Ainsi prévenus que Washington ne volerait pas à leur secours en cas de conflit, les États européens – en premier lieu la France et le Royaume-Uni qui disposent de l’arme nucléaire – seraient sommés de prendre leurs responsabilités et d’assurer leur propre défense. Si l’on ajoute à cette dévitalisation de l’OTAN le retrait des États-Unis de l’accord de Paris sur le réchauffement climatique et de l’accord sur le nucléaire iranien, les menaces de lourdes sanctions contre les entreprises européennes si elles continuent de commercer avec Téhéran, la taxation accrue des importations d‘acier et d’aluminium en provenance du Vieux Continent, on constate que le président américain est en train de démolir les fondements mêmes de la relation transatlantique. Pour lui, à l’exception d’Israël et de l’Arabie saoudite, il n’y a pas d’alliés, mais uniquement des concurrents ou des adversaires tous traités de la même manière.

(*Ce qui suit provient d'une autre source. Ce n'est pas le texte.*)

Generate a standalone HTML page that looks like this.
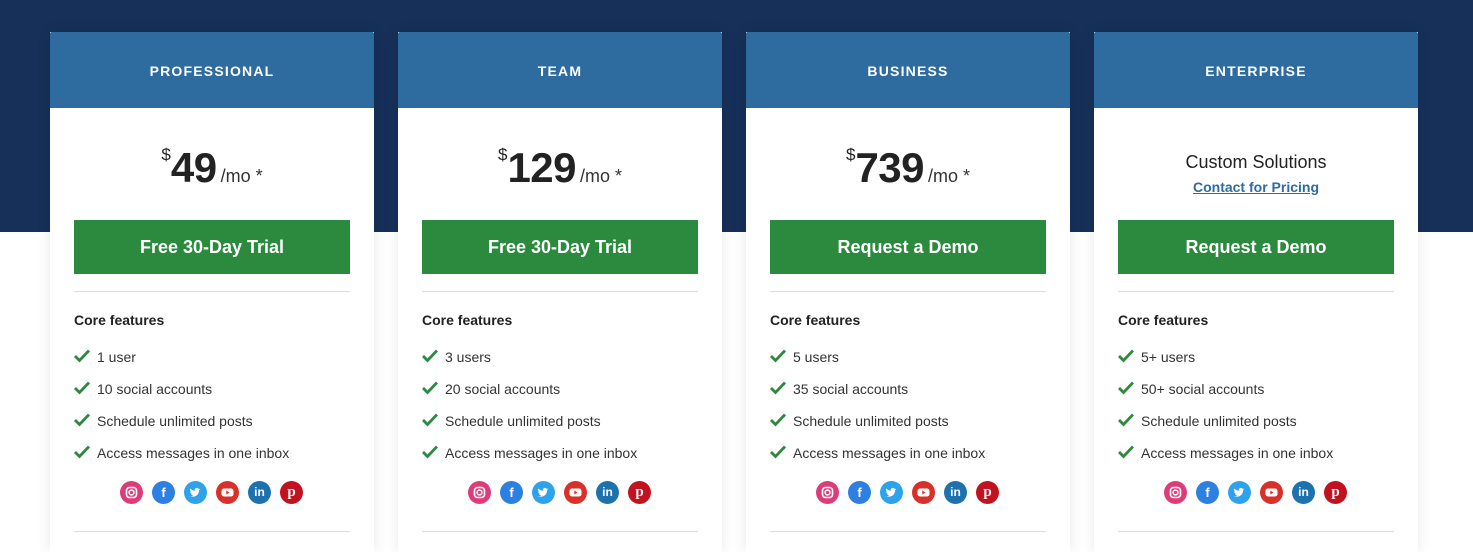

Après 70 ans de servitude volontaire, les Européens ont du mal à comprendre que l’atlantisme appartient désormais au passé. Emmanuel Macron avait cru que la flagornerie dont il a fait preuve avec Donald Trump lui donnerait le statut d’interlocuteur privilégié. Échec total. Pour préserver les intérêts de leurs entreprises, les gouvernements européens et la Commission de Bruxelles ont élaboré des mesures de rétorsion contre les États-Unis. À défaut d’une improbable reculade de Donald Trump, il leur faudra cependant franchir un pas supplémentaire s’ils veulent conserver un minimum de crédibilité : résister et passer à l’acte, ce qu’ils n’ont jamais fait jusqu’ici. Il ne suffira pas, comme l’a annoncé la Commission européenne le 13 juin dernier, de créer un Fonds européen pour la défense doté d’un budget de 13 milliards d’euros pour la période allant de 2021 à 2027. Ce fonds vise à coordonner, fédérer et augmenter les investissements réalisés au niveau national en matière de recherche et développement et d’achats d’équipements sans se substituer aux États membres. Dans le bras de fer avec Trump, c’est aussi l’avenir de la construction européenne qui est en jeu.